• **The task**
Records follow. Select each line holding "this".

** begin Input **

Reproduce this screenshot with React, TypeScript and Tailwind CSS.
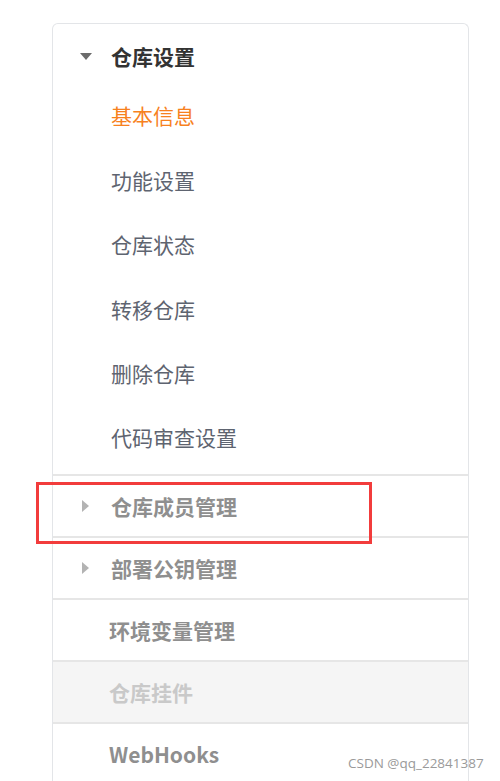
import React from "react";

const font = { fontFamily: '"Noto Sans CJK SC", "Open Sans", sans-serif' };

const subItems = ["基本信息", "功能设置", "仓库状态", "转移仓库", "删除仓库", "代码审查设置"];

const CaretDown = () => (
  <svg width="12" height="8" viewBox="0 0 12 8" className="shrink-0">
    <path d="M0 0h12L6 7z" fill="#6b6b6b" />
  </svg>
);

const CaretRight = () => (
  <svg width="7" height="12" viewBox="0 0 7 12" className="shrink-0">
    <path d="M0 0v12l7-6z" fill="#b3b3b3" />
  </svg>
);

export default function App() {
  return (
    <div className="relative h-[781px] w-[500px] overflow-hidden bg-white" style={font}>
      <div className="ml-[52px] mt-[23px] h-[800px] w-[417px] rounded-t-[6px] border border-b-0 border-[#e3e5e8]">
        {/* 仓库设置 */}
        <div className="pt-[13px] pb-[4px]">
          <div className="flex h-[40px] items-center pl-[27px]">
            <CaretDown />
            <span className="ml-[19px] text-[21px] font-bold text-[#333]">仓库设置</span>
          </div>
          <div className="mt-[7px]">
            {subItems.map((item, i) => (
              <div
                key={item}
                className={`flex h-[64.4px] items-center pl-[58px] text-[21px] ${
                  i === 0 ? "text-[#f7811e]" : "text-[#5e6470]"
                }`}
              >
                {item}
              </div>
            ))}
          </div>
        </div>

        <div className="flex h-[62px] items-center border-t-2 border-[#e6e6e6] pl-[29px]">
          <CaretRight />
          <span className="ml-[22px] text-[21px] font-bold text-[#8f8f8f]">仓库成员管理</span>
        </div>
        <div className="flex h-[62px] items-center border-t-2 border-[#e6e6e6] pl-[29px]">
          <CaretRight />
          <span className="ml-[22px] text-[21px] font-bold text-[#8f8f8f]">部署公钥管理</span>
        </div>
        <div className="flex h-[62px] items-center border-t-2 border-[#e6e6e6] pl-[56px]">
          <span className="text-[21px] font-bold text-[#8f8f8f]">环境变量管理</span>
        </div>
        <div className="flex h-[62px] items-center border-t-2 border-[#e6e6e6] bg-[#f5f5f5] pl-[56px]">
          <span className="text-[21px] font-bold text-[#c9c9c9]">仓库挂件</span>
        </div>
        <div className="flex h-[62px] items-center border-t-2 border-[#e6e6e6] pl-[56px]">
          <span className="text-[21px] font-bold text-[#8f8f8f]">WebHooks</span>
        </div>
      </div>

      {/* annotation box */}
      <div className="absolute left-[36px] top-[482px] h-[62px] w-[336px] border-[3px] border-[#f23c3c]" />

      {/* watermark */}
      <div
        className="absolute left-[348px] top-[753px] text-[13.5px] text-[#9a9a9a]"
        style={{ fontFamily: '"Open Sans", "Noto Sans", sans-serif' }}
      >
        CSDN @qq_22841387
      </div>
    </div>
  );
}
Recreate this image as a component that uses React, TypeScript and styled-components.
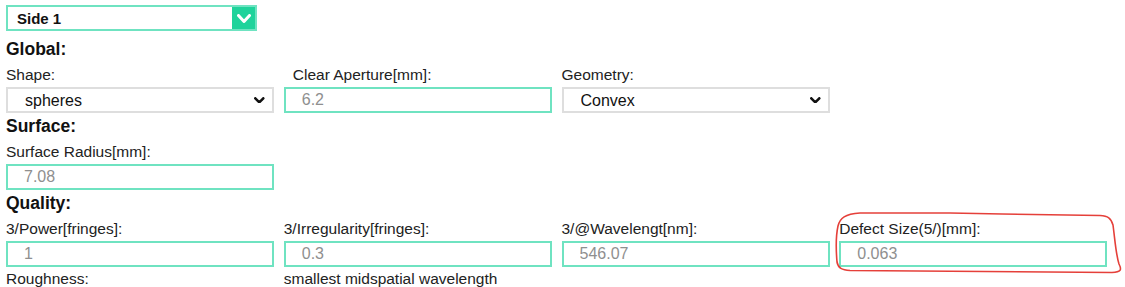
import React from "react";
import styled, { createGlobalStyle } from "styled-components";

const GlobalStyle = createGlobalStyle`
  html, body { margin: 0; padding: 0; background: #ffffff; }
  body { font-family: "Liberation Sans", Arial, sans-serif; color: #222; }
  * { box-sizing: border-box; }
`;

const Page = styled.div`
  position: relative;
  width: 1125px;
  height: 287px;
  overflow: hidden;
  padding: 5px 0 0 6px;
`;

const SideSelect = styled.div`
  display: flex;
  align-items: stretch;
  width: 251px;
  height: 26px;
  border: 2px solid #6fe3c1;
  background: #fff;
`;

const SideNative = styled.select`
  flex: 1;
  appearance: none;
  border: none;
  outline: none;
  background: transparent;
  padding: 0 0 0 9px;
  font-family: "Liberation Sans", Arial, sans-serif;
  font-size: 15px;
  font-weight: bold;
  color: #111;
`;

const GreenBox = styled.div`
  width: 23px;
  display: flex;
  align-items: center;
  justify-content: center;
  background: #1fd39b;
`;

const Heading = styled.div<{ $top: number }>`
  margin-top: ${(p) => p.$top}px;
  font-size: 17.5px;
  line-height: 19px;
  font-weight: bold;
  color: #111;
`;

const Grid = styled.div`
  margin-top: 7px;
  display: grid;
  grid-template-columns: repeat(4, 268px);
  column-gap: 9.75px;
  row-gap: 3px;
`;

const Field = styled.div`
  display: flex;
  flex-direction: column;
`;

const Label = styled.div<{ $indent?: number }>`
  font-size: 15.5px;
  line-height: 18px;
  color: #222;
  padding-left: ${(p) => p.$indent ?? 0}px;
  white-space: nowrap;
`;

const TextInput = styled.input`
  margin-top: 3px;
  height: 26px;
  width: 100%;
  border: 2px solid #6fe3c1;
  padding: 0 0 0 16px;
  font-family: "Liberation Sans", Arial, sans-serif;
  font-size: 16px;
  color: #8f8f8f;
  outline: none;
  background: #fff;
`;

const SelectBox = styled.div`
  margin-top: 3px;
  height: 26px;
  display: flex;
  align-items: center;
  border: 2px solid #dedede;
  padding-right: 7px;
  background: #fff;
`;

const NativeSelect = styled.select`
  flex: 1;
  appearance: none;
  border: none;
  outline: none;
  background: transparent;
  padding: 0 0 0 17px;
  font-family: "Liberation Sans", Arial, sans-serif;
  font-size: 16px;
  color: #111;
`;

const Annotation = styled.svg`
  position: absolute;
  left: 0;
  top: 0;
  pointer-events: none;
`;

const Chevron = ({ color, w, h, sw }: { color: string; w: number; h: number; sw: number }) => (
  <svg width={w + sw} height={h + sw} viewBox={`${-sw / 2} ${-sw / 2} ${w + sw} ${h + sw}`}>
    <path d={`M0 0 L${w / 2} ${h} L${w} 0`} fill="none" stroke={color} strokeWidth={sw} strokeLinecap="round" strokeLinejoin="round" />
  </svg>
);

const Select = ({ value }: { value: string }) => (
  <SelectBox>
    <NativeSelect value={value} onChange={() => {}}>
      <option>{value}</option>
    </NativeSelect>
    <Chevron color="#111" w={8} h={4} sw={2.6} />
  </SelectBox>
);

const Input = ({ value }: { value: string }) => <TextInput value={value} readOnly />;

export default function App() {
  return (
    <>
      <GlobalStyle />
      <Page>
        <SideSelect>
          <SideNative value="Side 1" onChange={() => {}}>
            <option>Side 1</option>
          </SideNative>
          <GreenBox>
            <Chevron color="#ffffff" w={11} h={6} sw={3} />
          </GreenBox>
        </SideSelect>

        <Heading $top={9}>Global:</Heading>
        <Grid>
          <Field>
            <Label>Shape:</Label>
            <Select value="spheres" />
          </Field>
          <Field>
            <Label $indent={9}>Clear Aperture[mm]:</Label>
            <Input value="6.2" />
          </Field>
          <Field>
            <Label>Geometry:</Label>
            <Select value="Convex" />
          </Field>
        </Grid>

        <Heading $top={4}>Surface:</Heading>
        <Grid>
          <Field>
            <Label>Surface Radius[mm]:</Label>
            <Input value="7.08" />
          </Field>
        </Grid>

        <Heading $top={4}>Quality:</Heading>
        <Grid>
          <Field>
            <Label>3/Power[fringes]:</Label>
            <Input value="1" />
          </Field>
          <Field>
            <Label>3/Irregularity[fringes]:</Label>
            <Input value="0.3" />
          </Field>
          <Field>
            <Label>3/@Wavelengt[nm]:</Label>
            <Input value="546.07" />
          </Field>
          <Field>
            <Label>Defect Size(5/)[mm]:</Label>
            <Input value="0.063" />
          </Field>
          <Field>
            <Label>Roughness:</Label>
          </Field>
          <Field>
            <Label>smallest midspatial wavelength</Label>
          </Field>
        </Grid>

        <Annotation width="1125" height="287" viewBox="0 0 1125 287">
          <path
            d="M838 226 C840 218 845 214 860 213 L950 213 C1000 214 1060 215 1100 215.5 C1108 216 1111 218 1113 225 C1115 240 1116 255 1119 264 C1122 270 1121 272 1112 272.5 C1050 272 950 271 850 270.5 C842 270 838 268 837 262 C836 250 836 235 838 226 Z"
            fill="none"
            stroke="#e5403a"
            strokeWidth="1.6"
          />
        </Annotation>
      </Page>
    </>
  );
}
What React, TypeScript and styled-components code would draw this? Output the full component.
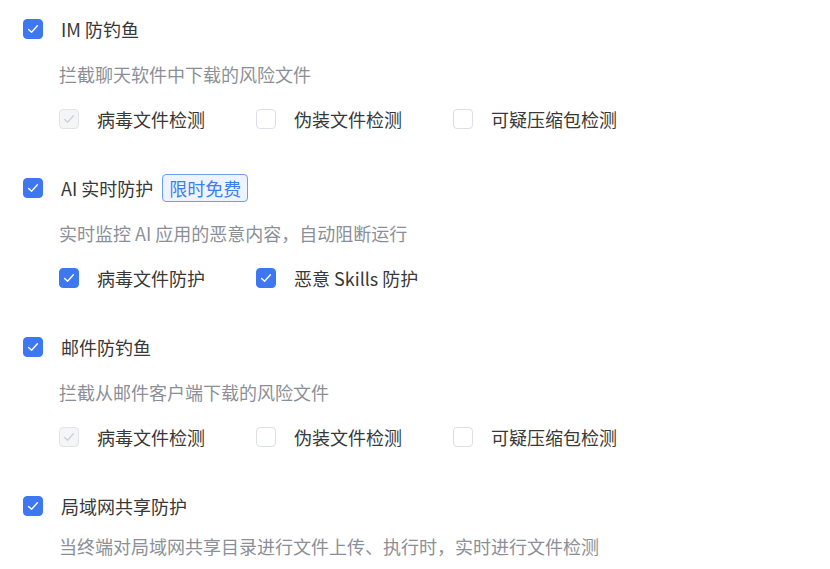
import React from "react";
import styled, { createGlobalStyle } from "styled-components";

type CheckState = "checked" | "unchecked" | "disabledChecked";

interface ISubOption {
  label: string;
  state: CheckState;
}

interface IFeature {
  title: string;
  badge?: string;
  description: string;
  options?: ISubOption[];
  compact?: boolean;
}

const features: IFeature[] = [
  {
    title: "IM 防钓鱼",
    description: "拦截聊天软件中下载的风险文件",
    options: [
      { label: "病毒文件检测", state: "disabledChecked" },
      { label: "伪装文件检测", state: "unchecked" },
      { label: "可疑压缩包检测", state: "unchecked" },
    ],
  },
  {
    title: "AI 实时防护",
    badge: "限时免费",
    description: "实时监控 AI 应用的恶意内容，自动阻断运行",
    options: [
      { label: "病毒文件防护", state: "checked" },
      { label: "恶意 Skills 防护", state: "checked" },
    ],
  },
  {
    title: "邮件防钓鱼",
    description: "拦截从邮件客户端下载的风险文件",
    options: [
      { label: "病毒文件检测", state: "disabledChecked" },
      { label: "伪装文件检测", state: "unchecked" },
      { label: "可疑压缩包检测", state: "unchecked" },
    ],
  },
  {
    title: "局域网共享防护",
    description: "当终端对局域网共享目录进行文件上传、执行时，实时进行文件检测",
    compact: true,
  },
];

const GlobalStyle = createGlobalStyle`
  html, body {
    margin: 0;
    padding: 0;
    background: #ffffff;
  }
  body {
    font-family: "Noto Sans CJK SC", "Noto Sans", "Liberation Sans", sans-serif;
    -webkit-font-smoothing: antialiased;
  }
`;

const Page = styled.div`
  display: flex;
  flex-direction: column;
  gap: 41px;
  padding: 15px 0 0 23px;
  width: 830px;
  height: 569px;
  box-sizing: border-box;
  overflow: hidden;
`;

const Section = styled.section<{ $compact?: boolean }>`
  display: flex;
  flex-direction: column;
  gap: ${(props) => (props.$compact ? "12px" : "17px")};
`;

const HeaderRow = styled.div`
  display: flex;
  align-items: center;
  height: 28px;
`;

const Title = styled.span`
  margin-left: 18px;
  font-size: 18px;
  line-height: 28px;
  color: #383838;
`;

const Badge = styled.span`
  margin-left: 9px;
  height: 28px;
  box-sizing: border-box;
  padding: 0 6px;
  border: 1px solid #6b9cf7;
  border-radius: 4px;
  background: #eef4ff;
  color: #3d7ef6;
  font-size: 18px;
  line-height: 26px;
`;

const Description = styled.p`
  margin: 0 0 0 36px;
  font-size: 18px;
  line-height: 28px;
  color: #8b8f97;
`;

const OptionRow = styled.div`
  display: flex;
  align-items: center;
  height: 28px;
  margin-left: 36px;
`;

const OptionItem = styled.label`
  display: flex;
  align-items: center;
  min-width: 197px;
`;

const OptionLabel = styled.span`
  margin-left: 18px;
  font-size: 18px;
  line-height: 28px;
  color: #383838;
`;

const Box = styled.span<{ $state: CheckState }>`
  display: inline-flex;
  align-items: center;
  justify-content: center;
  flex: none;
  width: 20px;
  height: 20px;
  box-sizing: border-box;
  border-radius: 4px;
  border: 1px solid
    ${(props) =>
      props.$state === "checked"
        ? "#3e77f2"
        : props.$state === "disabledChecked"
        ? "#e1e3e8"
        : "#dcdfe5"};
  background: ${(props) =>
    props.$state === "checked"
      ? "#3e77f2"
      : props.$state === "disabledChecked"
      ? "#f4f5f7"
      : "#ffffff"};
`;

const Checkbox = ({ state }: { state: CheckState }) => (
  <Box $state={state}>
    {state !== "unchecked" && (
      <svg width="14" height="14" viewBox="0 0 14 14" fill="none">
        <path
          d="M2.6 7.4 L5.6 10.2 L11.4 3.8"
          stroke={state === "checked" ? "#ffffff" : "#cdd1d8"}
          strokeWidth="1.4"
          strokeLinecap="round"
          strokeLinejoin="round"
        />
      </svg>
    )}
  </Box>
);

const App = () => {
  return (
    <>
      <GlobalStyle />
      <Page>
        {features.map((feature) => (
          <Section key={feature.title} $compact={feature.compact}>
            <HeaderRow>
              <Checkbox state="checked" />
              <Title>{feature.title}</Title>
              {feature.badge && <Badge>{feature.badge}</Badge>}
            </HeaderRow>
            <Description>{feature.description}</Description>
            {feature.options && (
              <OptionRow>
                {feature.options.map((option) => (
                  <OptionItem key={option.label}>
                    <Checkbox state={option.state} />
                    <OptionLabel>{option.label}</OptionLabel>
                  </OptionItem>
                ))}
              </OptionRow>
            )}
          </Section>
        ))}
      </Page>
    </>
  );
};

export default App;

** end Input **

• **Answer to the problem**
Reproduce this screenshot with React, TypeScript and Tailwind CSS.
Recreate this image as a component that uses React, TypeScript and styled-components.
What React, TypeScript and styled-components code would draw this? Output the full component.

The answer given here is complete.